Set the listing down again exactly, please, apart from its pictures.

::::::

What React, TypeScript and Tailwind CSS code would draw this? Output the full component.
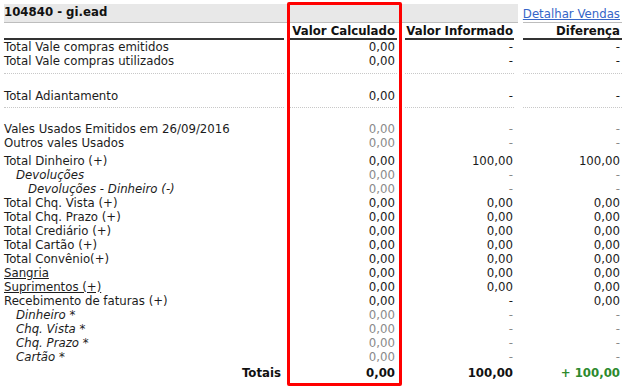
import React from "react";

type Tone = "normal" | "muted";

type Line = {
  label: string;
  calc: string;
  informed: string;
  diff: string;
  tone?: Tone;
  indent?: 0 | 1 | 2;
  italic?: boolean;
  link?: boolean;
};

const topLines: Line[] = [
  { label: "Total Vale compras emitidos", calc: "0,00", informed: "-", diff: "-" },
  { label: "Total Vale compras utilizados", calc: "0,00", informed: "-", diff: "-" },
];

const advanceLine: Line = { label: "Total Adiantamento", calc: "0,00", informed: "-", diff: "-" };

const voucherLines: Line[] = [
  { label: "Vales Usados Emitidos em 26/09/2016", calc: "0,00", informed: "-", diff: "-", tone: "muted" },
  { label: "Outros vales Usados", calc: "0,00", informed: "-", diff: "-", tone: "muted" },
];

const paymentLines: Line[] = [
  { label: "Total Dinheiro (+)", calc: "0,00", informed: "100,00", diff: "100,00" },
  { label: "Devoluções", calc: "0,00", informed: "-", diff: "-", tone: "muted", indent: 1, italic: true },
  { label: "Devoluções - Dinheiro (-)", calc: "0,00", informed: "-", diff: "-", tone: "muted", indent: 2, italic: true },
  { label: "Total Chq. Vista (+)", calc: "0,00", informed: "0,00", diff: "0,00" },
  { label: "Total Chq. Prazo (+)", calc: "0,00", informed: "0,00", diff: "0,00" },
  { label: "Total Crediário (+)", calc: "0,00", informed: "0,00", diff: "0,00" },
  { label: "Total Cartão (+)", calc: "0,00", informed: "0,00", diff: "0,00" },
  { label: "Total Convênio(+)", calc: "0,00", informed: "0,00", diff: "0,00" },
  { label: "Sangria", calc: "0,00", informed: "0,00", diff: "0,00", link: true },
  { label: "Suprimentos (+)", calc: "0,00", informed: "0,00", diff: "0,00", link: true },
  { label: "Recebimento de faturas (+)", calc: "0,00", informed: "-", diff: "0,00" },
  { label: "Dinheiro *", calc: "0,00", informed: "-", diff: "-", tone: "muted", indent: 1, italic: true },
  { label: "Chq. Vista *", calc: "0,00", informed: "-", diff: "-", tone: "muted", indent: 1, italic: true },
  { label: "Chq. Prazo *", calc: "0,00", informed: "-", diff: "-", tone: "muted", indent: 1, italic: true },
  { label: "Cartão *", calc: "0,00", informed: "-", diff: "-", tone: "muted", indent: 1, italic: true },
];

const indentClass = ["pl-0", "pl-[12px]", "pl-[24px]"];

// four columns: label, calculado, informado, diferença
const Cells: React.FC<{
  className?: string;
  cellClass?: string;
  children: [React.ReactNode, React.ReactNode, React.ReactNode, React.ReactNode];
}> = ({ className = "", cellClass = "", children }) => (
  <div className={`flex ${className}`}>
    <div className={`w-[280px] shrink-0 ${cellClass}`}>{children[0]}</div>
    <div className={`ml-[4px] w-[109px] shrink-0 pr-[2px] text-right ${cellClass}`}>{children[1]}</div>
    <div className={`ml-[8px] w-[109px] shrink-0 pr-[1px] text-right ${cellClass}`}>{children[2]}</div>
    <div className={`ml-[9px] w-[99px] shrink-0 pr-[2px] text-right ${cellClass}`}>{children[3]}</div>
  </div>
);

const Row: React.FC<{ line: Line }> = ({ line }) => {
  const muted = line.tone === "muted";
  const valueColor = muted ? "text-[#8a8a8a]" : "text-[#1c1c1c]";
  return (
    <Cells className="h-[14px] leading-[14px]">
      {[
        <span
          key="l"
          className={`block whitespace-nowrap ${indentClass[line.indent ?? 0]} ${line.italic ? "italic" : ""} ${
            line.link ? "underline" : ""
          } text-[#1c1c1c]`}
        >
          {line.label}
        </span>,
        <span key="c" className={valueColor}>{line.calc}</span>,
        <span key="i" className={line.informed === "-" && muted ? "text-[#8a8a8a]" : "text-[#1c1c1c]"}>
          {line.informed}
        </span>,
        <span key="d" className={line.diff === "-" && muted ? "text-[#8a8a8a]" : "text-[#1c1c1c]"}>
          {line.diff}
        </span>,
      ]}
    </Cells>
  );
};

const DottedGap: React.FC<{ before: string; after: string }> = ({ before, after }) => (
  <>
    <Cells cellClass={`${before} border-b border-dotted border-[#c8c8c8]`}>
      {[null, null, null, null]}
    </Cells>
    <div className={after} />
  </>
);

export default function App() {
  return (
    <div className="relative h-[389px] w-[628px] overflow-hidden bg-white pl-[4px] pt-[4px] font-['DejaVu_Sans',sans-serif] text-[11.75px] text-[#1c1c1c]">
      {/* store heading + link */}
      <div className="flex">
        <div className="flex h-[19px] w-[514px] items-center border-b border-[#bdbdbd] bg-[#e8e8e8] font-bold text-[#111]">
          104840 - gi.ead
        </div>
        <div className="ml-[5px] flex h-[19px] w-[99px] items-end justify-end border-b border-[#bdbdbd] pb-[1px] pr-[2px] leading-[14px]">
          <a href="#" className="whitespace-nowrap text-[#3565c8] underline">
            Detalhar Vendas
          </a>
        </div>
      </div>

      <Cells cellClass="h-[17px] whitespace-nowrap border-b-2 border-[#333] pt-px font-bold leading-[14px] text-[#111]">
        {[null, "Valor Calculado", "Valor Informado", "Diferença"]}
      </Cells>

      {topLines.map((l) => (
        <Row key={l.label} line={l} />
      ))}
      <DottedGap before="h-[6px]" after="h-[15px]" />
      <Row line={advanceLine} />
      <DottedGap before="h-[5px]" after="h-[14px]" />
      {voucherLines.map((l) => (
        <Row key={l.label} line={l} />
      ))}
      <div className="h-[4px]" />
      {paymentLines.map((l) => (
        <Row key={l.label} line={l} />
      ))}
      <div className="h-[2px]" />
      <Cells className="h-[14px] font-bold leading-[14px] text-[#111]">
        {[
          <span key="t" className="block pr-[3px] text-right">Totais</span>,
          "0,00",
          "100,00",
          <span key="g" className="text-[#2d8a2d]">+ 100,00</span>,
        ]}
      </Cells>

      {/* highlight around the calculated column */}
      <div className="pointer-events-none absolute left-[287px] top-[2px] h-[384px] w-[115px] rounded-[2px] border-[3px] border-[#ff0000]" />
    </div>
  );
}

::::::

→ Exercise response:
What React, TypeScript and Tailwind CSS code would draw this? Output the full component.
import React from "react";

type Tone = "normal" | "muted";

type Line = {
  label: string;
  calc: string;
  informed: string;
  diff: string;
  tone?: Tone;
  indent?: 0 | 1 | 2;
  italic?: boolean;
  link?: boolean;
};

const topLines: Line[] = [
  { label: "Total Vale compras emitidos", calc: "0,00", informed: "-", diff: "-" },
  { label: "Total Vale compras utilizados", calc: "0,00", informed: "-", diff: "-" },
];

const advanceLine: Line = { label: "Total Adiantamento", calc: "0,00", informed: "-", diff: "-" };

const voucherLines: Line[] = [
  { label: "Vales Usados Emitidos em 26/09/2016", calc: "0,00", informed: "-", diff: "-", tone: "muted" },
  { label: "Outros vales Usados", calc: "0,00", informed: "-", diff: "-", tone: "muted" },
];

const paymentLines: Line[] = [
  { label: "Total Dinheiro (+)", calc: "0,00", informed: "100,00", diff: "100,00" },
  { label: "Devoluções", calc: "0,00", informed: "-", diff: "-", tone: "muted", indent: 1, italic: true },
  { label: "Devoluções - Dinheiro (-)", calc: "0,00", informed: "-", diff: "-", tone: "muted", indent: 2, italic: true },
  { label: "Total Chq. Vista (+)", calc: "0,00", informed: "0,00", diff: "0,00" },
  { label: "Total Chq. Prazo (+)", calc: "0,00", informed: "0,00", diff: "0,00" },
  { label: "Total Crediário (+)", calc: "0,00", informed: "0,00", diff: "0,00" },
  { label: "Total Cartão (+)", calc: "0,00", informed: "0,00", diff: "0,00" },
  { label: "Total Convênio(+)", calc: "0,00", informed: "0,00", diff: "0,00" },
  { label: "Sangria", calc: "0,00", informed: "0,00", diff: "0,00", link: true },
  { label: "Suprimentos (+)", calc: "0,00", informed: "0,00", diff: "0,00", link: true },
  { label: "Recebimento de faturas (+)", calc: "0,00", informed: "-", diff: "0,00" },
  { label: "Dinheiro *", calc: "0,00", informed: "-", diff: "-", tone: "muted", indent: 1, italic: true },
  { label: "Chq. Vista *", calc: "0,00", informed: "-", diff: "-", tone: "muted", indent: 1, italic: true },
  { label: "Chq. Prazo *", calc: "0,00", informed: "-", diff: "-", tone: "muted", indent: 1, italic: true },
  { label: "Cartão *", calc: "0,00", informed: "-", diff: "-", tone: "muted", indent: 1, italic: true },
];

const indentClass = ["pl-0", "pl-[12px]", "pl-[24px]"];

// four columns: label, calculado, informado, diferença
const Cells: React.FC<{
  className?: string;
  cellClass?: string;
  children: [React.ReactNode, React.ReactNode, React.ReactNode, React.ReactNode];
}> = ({ className = "", cellClass = "", children }) => (
  <div className={`flex ${className}`}>
    <div className={`w-[280px] shrink-0 ${cellClass}`}>{children[0]}</div>
    <div className={`ml-[4px] w-[109px] shrink-0 pr-[2px] text-right ${cellClass}`}>{children[1]}</div>
    <div className={`ml-[8px] w-[109px] shrink-0 pr-[1px] text-right ${cellClass}`}>{children[2]}</div>
    <div className={`ml-[9px] w-[99px] shrink-0 pr-[2px] text-right ${cellClass}`}>{children[3]}</div>
  </div>
);

const Row: React.FC<{ line: Line }> = ({ line }) => {
  const muted = line.tone === "muted";
  const valueColor = muted ? "text-[#8a8a8a]" : "text-[#1c1c1c]";
  return (
    <Cells className="h-[14px] leading-[14px]">
      {[
        <span
          key="l"
          className={`block whitespace-nowrap ${indentClass[line.indent ?? 0]} ${line.italic ? "italic" : ""} ${
            line.link ? "underline" : ""
          } text-[#1c1c1c]`}
        >
          {line.label}
        </span>,
        <span key="c" className={valueColor}>{line.calc}</span>,
        <span key="i" className={line.informed === "-" && muted ? "text-[#8a8a8a]" : "text-[#1c1c1c]"}>
          {line.informed}
        </span>,
        <span key="d" className={line.diff === "-" && muted ? "text-[#8a8a8a]" : "text-[#1c1c1c]"}>
          {line.diff}
        </span>,
      ]}
    </Cells>
  );
};

const DottedGap: React.FC<{ before: string; after: string }> = ({ before, after }) => (
  <>
    <Cells cellClass={`${before} border-b border-dotted border-[#c8c8c8]`}>
      {[null, null, null, null]}
    </Cells>
    <div className={after} />
  </>
);

export default function App() {
  return (
    <div className="relative h-[389px] w-[628px] overflow-hidden bg-white pl-[4px] pt-[4px] font-['DejaVu_Sans',sans-serif] text-[11.75px] text-[#1c1c1c]">
      {/* store heading + link */}
      <div className="flex">
        <div className="flex h-[19px] w-[514px] items-center border-b border-[#bdbdbd] bg-[#e8e8e8] font-bold text-[#111]">
          104840 - gi.ead
        </div>
        <div className="ml-[5px] flex h-[19px] w-[99px] items-end justify-end border-b border-[#bdbdbd] pb-[1px] pr-[2px] leading-[14px]">
          <a href="#" className="whitespace-nowrap text-[#3565c8] underline">
            Detalhar Vendas
          </a>
        </div>
      </div>

      <Cells cellClass="h-[17px] whitespace-nowrap border-b-2 border-[#333] pt-px font-bold leading-[14px] text-[#111]">
        {[null, "Valor Calculado", "Valor Informado", "Diferença"]}
      </Cells>

      {topLines.map((l) => (
        <Row key={l.label} line={l} />
      ))}
      <DottedGap before="h-[6px]" after="h-[15px]" />
      <Row line={advanceLine} />
      <DottedGap before="h-[5px]" after="h-[14px]" />
      {voucherLines.map((l) => (
        <Row key={l.label} line={l} />
      ))}
      <div className="h-[4px]" />
      {paymentLines.map((l) => (
        <Row key={l.label} line={l} />
      ))}
      <div className="h-[2px]" />
      <Cells className="h-[14px] font-bold leading-[14px] text-[#111]">
        {[
          <span key="t" className="block pr-[3px] text-right">Totais</span>,
          "0,00",
          "100,00",
          <span key="g" className="text-[#2d8a2d]">+ 100,00</span>,
        ]}
      </Cells>

      {/* highlight around the calculated column */}
      <div className="pointer-events-none absolute left-[287px] top-[2px] h-[384px] w-[115px] rounded-[2px] border-[3px] border-[#ff0000]" />
    </div>
  );
}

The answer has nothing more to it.